Beyond Chinchilla-Optimal: Accounting for Inference in Language Model Scaling Laws
Authors: Nikhil Sardana, Jacob Portes, Sasha Doubov, Jonathan Frankle
ICML 2024 | Conference PDF | Archive PDF | Plain Text | LLM Run Details
| Reproducibility Variable | Result | LLM Response |
|---|---|---|
| Research Type | Experimental | Furthermore, we train 47 models of varying sizes and parameter counts to validate our formula and find that model quality continues to improve as we scale tokens per parameter to extreme ranges (up to 10,000). |
| Researcher Affiliation | Industry | 1Databricks Mosaic ML, United States of America. |
| Pseudocode | No | The paper includes mathematical derivations and equations in Appendix A, but it does not present any structured pseudocode or algorithm blocks. |
| Open Source Code | No | The paper mentions using open-source tools like the MPT architecture and Evaluation Gauntlet, but it does not provide an explicit statement or link to the source code for the methodology developed in this paper. |
| Open Datasets | No | The paper states: 'Our dataset consists of trillions of tokens of general web text and code.' However, it does not provide any concrete access information (link, DOI, or citation to a public source) for this training dataset. While it evaluates on known public benchmarks, the primary dataset used for training is not indicated as publicly available. |
| Dataset Splits | No | The paper states it trains for 'a single epoch' and does not mention explicit training/validation/test splits, specific percentages, or sample counts for data partitioning.

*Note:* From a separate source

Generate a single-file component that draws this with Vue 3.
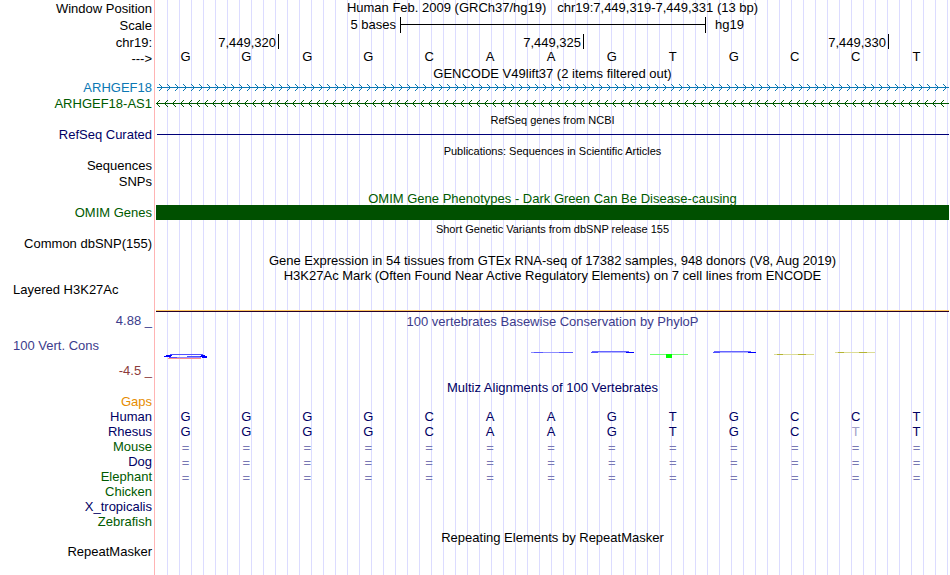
<script setup>
const bases = 'GGGGCAAGTGCCT'.split('')
const rhesus = 'GGGGCAAGTGCTT'.split('')
const unaligned = Array(13).fill('=')

const positions = [
  { text: '7,449,320', from: 1 },
  { text: '7,449,325', from: 6 },
  { text: '7,449,330', from: 11 },
]

const logos = [
  { col: 1, kind: 'tall' },
  { col: 7, kind: 'thin' },
  { col: 8, kind: 'arc' },
  { col: 9, kind: 'green' },
  { col: 10, kind: 'arc' },
  { col: 11, kind: 'low' },
  { col: 12, kind: 'high' },
]

const species = [
  { name: 'Gaps', tone: 'orange', cells: [] },
  { name: 'Human', tone: 'navy', cells: bases },
  { name: 'Rhesus', tone: 'navy', cells: rhesus },
  { name: 'Mouse', tone: 'green', cells: unaligned },
  { name: 'Dog', tone: 'navy', cells: unaligned },
  { name: 'Elephant', tone: 'green', cells: unaligned },
  { name: 'Chicken', tone: 'green', cells: [] },
  { name: 'X_tropicalis', tone: 'navy', cells: [] },
  { name: 'Zebrafish', tone: 'green', cells: [] },
]

const differs = (cell, i) => cell !== '=' && cell !== bases[i]
</script>

<template>
  <main class="browser">
    <section class="row ruler">
      <div class="label">Window Position</div>
      <h1 class="title position">Human Feb. 2009 (GRCh37/hg19) &nbsp; chr19:7,449,319-7,449,331 (13 bp)</h1>
    </section>
    <section class="row ruler">
      <div class="label">Scale</div>
      <div class="marks scale">
        <span class="scale-size">5 bases</span>
        <span class="scale-bar"></span>
        <span class="scale-db">hg19</span>
      </div>
    </section>
    <section class="row ruler">
      <div class="label">chr19:</div>
      <div class="marks">
        <span v-for="p in positions" :key="p.text" class="tick" :style="{ gridColumn: `${p.from} / span 2` }">{{ p.text }}</span>
      </div>
    </section>
    <section class="row sequence">
      <div class="label">---&gt;</div>
      <div class="bases">
        <span v-for="(b, i) in bases" :key="i">{{ b }}</span>
      </div>
    </section>

    <h2 class="heading snug">GENCODE V49lift37 (2 items filtered out)</h2>
    <section class="row">
      <div class="label blue">ARHGEF18</div>
      <svg class="strand blue forward" aria-hidden="true">
        <defs>
          <pattern id="forward" width="8" height="16" patternUnits="userSpaceOnUse">
            <path d="M2 4l3.5 3.5L2 11" fill="none" stroke="currentColor" />
          </pattern>
        </defs>
        <rect width="100%" height="16" fill="url(#forward)" />
        <rect y="7" width="100%" height="1" fill="currentColor" />
      </svg>
    </section>
    <section class="row">
      <div class="label green">ARHGEF18-AS1</div>
      <svg class="strand green" aria-hidden="true">
        <defs>
          <pattern id="reverse" width="8" height="16" patternUnits="userSpaceOnUse">
            <path d="M4 4L.5 7.5 4 11" fill="none" stroke="currentColor" />
          </pattern>
        </defs>
        <rect width="100%" height="16" fill="url(#reverse)" />
        <rect y="7" width="100%" height="1" fill="currentColor" />
      </svg>
    </section>

    <h2 class="heading small">RefSeq genes from NCBI</h2>
    <section class="row">
      <div class="label navy">RefSeq Curated</div>
      <div class="line"></div>
    </section>

    <h2 class="heading small">Publications: Sequences in Scientific Articles</h2>
    <section class="row"><div class="label">Sequences</div></section>
    <section class="row"><div class="label">SNPs</div></section>

    <h2 class="heading low green">OMIM Gene Phenotypes - Dark Green Can Be Disease-causing</h2>
    <section class="row">
      <div class="label green">OMIM Genes</div>
      <div class="block"></div>
    </section>

    <h2 class="heading small">Short Genetic Variants from dbSNP release 155</h2>
    <section class="row snp"><div class="label">Common dbSNP(155)</div></section>

    <h2 class="heading">Gene Expression in 54 tissues from GTEx RNA-seq of 17382 samples, 948 donors (V8, Aug 2019)</h2>
    <h2 class="heading">H3K27Ac Mark (Often Found Near Active Regulatory Elements) on 7 cell lines from ENCODE</h2>
    <section class="row layered">
      <div class="label inset">Layered H3K27Ac</div>
      <div class="signal"></div>
    </section>

    <section class="row conservation">
      <div class="axis">
        <span class="violet">4.88 _</span>
        <span class="violet name">100 Vert. Cons</span>
        <span class="maroon">-4.5 _</span>
      </div>
      <div class="phylop">
        <h2 class="title violet">100 vertebrates Basewise Conservation by PhyloP</h2>
        <div class="logos">
          <svg v-for="l in logos" :key="l.col" :style="{ gridColumn: l.col }" width="61" height="10" viewBox="0 0 61 10" aria-hidden="true">
            <g v-if="l.kind === 'tall'" fill="none">
              <path d="M13 8.5H46" stroke="#ff8c8c" />
              <path d="M15 4.5H48M14 7.5H22M32 6.5H48" stroke="#5050ff" />
              <path d="M22 7.5H46" stroke="#8c8cff" />
              <path d="M11 5.5H17M9 6.5H16M46 5.5H50M45 6.5H52M47 7.5H52" stroke="#0000ff" />
            </g>
            <g v-else-if="l.kind === 'thin'" fill="none">
              <path d="M10 2.5H52" stroke="#8c8cff" />
              <path d="M13 2.5H22M38 2.5H52" stroke="#5a5aff" />
            </g>
            <g v-else-if="l.kind === 'arc'" fill="none">
              <path d="M10 1.5H47" stroke="#6464ff" />
              <path d="M16 2.5H44" stroke="#b4b4ff" />
              <path d="M9 2.5H16" stroke="#5050ff" />
              <path d="M44 2.5H52" stroke="#0000ff" />
            </g>
            <g v-else-if="l.kind === 'green'">
              <path d="M7 4.5H45" stroke="#70ff70" />
              <path d="M23 4h6v4h-6z" fill="#00ff00" />
            </g>
            <g v-else fill="none">
              <path :d="l.kind === 'low' ? 'M9 4.5H49' : 'M9 2.5H49'" stroke="#dcdc96" />
              <path :d="l.kind === 'low' ? 'M12 4.5H18M33 4.5H41' : 'M12 2.5H18M33 2.5H41'" stroke="#b4b432" />
            </g>
          </svg>
        </div>
      </div>
    </section>

    <h2 class="heading snug navy">Multiz Alignments of 100 Vertebrates</h2>
    <section v-for="s in species" :key="s.name" class="row species">
      <div class="label" :class="s.tone">{{ s.name }}</div>
      <div class="bases navy">
        <span v-for="(c, i) in s.cells" :key="i" :class="{ gap: c === '=', differs: differs(c, i) }">{{ c }}</span>
      </div>
    </section>

    <h2 class="heading low">Repeating Elements by RepeatMasker</h2>
    <section class="row"><div class="label">RepeatMasker</div></section>
  </main>
</template>

<style>
body {
  margin: 0;
  background: #fff;
}
</style>

<style scoped>
.browser {
  box-sizing: border-box;
  min-height: 100vh;
  font: 13px/15px "Liberation Sans", Arial, sans-serif;
  color: #000;
  white-space: nowrap;
  background:
    linear-gradient(to right, #fff 154px, #ffb4b4 154px, #ffb4b4 155px, #fff 155px, #fff 156px, transparent 156px),
    linear-gradient(to right, #dcdcff 1px, transparent 1px) 11px 0 / 12px 100%;
}

.row {
  display: grid;
  grid-template-columns: 155px minmax(0, 1fr);
  height: 16px;
}

.label {
  padding-right: 3px;
  text-align: right;
}

.title,
.heading {
  margin: 0;
  font-size: 13px;
  font-weight: normal;
  text-align: center;
}

.heading {
  height: 15px;
  padding-left: 155px;
}

.heading.snug { height: 14px; }
.heading.low { line-height: 17px; }
.heading.small { font-size: 11px; line-height: 17px; }

.blue { color: #0c78b4; }
.green { color: #005a00; }
.navy { color: #000064; }
.orange { color: #e68c00; }
.violet { color: #3c3c8c; }
.maroon { color: #8c3c3c; }

.ruler,
.ruler .label {
  height: 17px;
  line-height: 17px;
}

.ruler .position { line-height: 15px; }

.sequence { height: 15px; }
.sequence .bases { line-height: 11px; }

.marks,
.bases,
.logos {
  display: grid;
  grid-template-columns: repeat(13, minmax(0, 1fr));
}

.marks { padding: 0 1px; }

.bases {
  padding-right: 3px;
  text-align: center;
}

.scale { line-height: 15px; }

.scale-size {
  grid-column: 3 / span 2;
  padding-right: 4px;
  text-align: right;
}

.scale-bar {
  grid-column: 5 / span 5;
  height: 16px;
  margin-right: -1px;
  border: solid #000;
  border-width: 0 1px;
  background: linear-gradient(#000, #000) 0 7px / 100% 1px no-repeat;
}

.scale-db {
  grid-column: 10;
  padding-left: 10px;
}

.tick {
  height: 15px;
  margin-right: -1px;
  padding-right: 2px;
  border-right: 1px solid #000;
  text-align: right;
  line-height: 17px;
}

.strand {
  display: block;
  width: 100%;
  height: 16px;
  padding: 0 1px;
  box-sizing: border-box;
}

.forward { padding-left: 2px; }

.line {
  height: 1px;
  margin: 7px 1px 0 2px;
  background: #000078;
}

.block {
  height: 15px;
  margin: 0 1px;
  background: #005000;
}

.snp { height: 17px; }

.layered {
  height: 29px;
  line-height: 14px;
}

.inset {
  padding-left: 13px;
  text-align: left;
}

.signal {
  align-self: end;
  height: 1px;
  margin: 0 1px;
  border-top: 1px solid #ffc864;
  background: #280028;
}

.conservation { height: 68px; }

.axis {
  display: flex;
  flex-direction: column;
  gap: 10px;
  padding: 1px 3px 0 0;
  text-align: right;
}

.name {
  padding-left: 13px;
  text-align: left;
}

.phylop .title { line-height: 19px; }

.logos {
  margin-top: 19px;
  padding-right: 2px;
}

.species { height: 15px; }
.gap { color: #7878b4; line-height: 17px; }
.differs { color: #a0a0c8; }
</style>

While it uses an 'Evaluation Gauntlet', this refers to evaluation tasks, not a dataset split for validation purposes. |
| Hardware Specification | Yes | Costs are calculated assuming training and inference on A100-80GB and A100-40GB accelerators, respectively. |
| Software Dependencies | No | The paper mentions software components like 'ALiBi', 'Grouped Query Attention', and 'the Lion optimizer', but it does not provide specific version numbers for any of these software dependencies. |
| Experiment Setup | Yes | Table 4, titled 'Model Training Configurations', provides specific hyperparameters such as Learning Rate and Batch Size for different model sizes. It also details other training settings like 'Lion optimizer (β1 = 0.9, β2 = 0.95) with weight decay equal to the learning rate, cosine warmup (αf = 0.1) with a duration equal to 3 times the number of model parameters, and norm gradient clipping (threshold = 1). A maximum sequence length of 4096 tokens was used.' |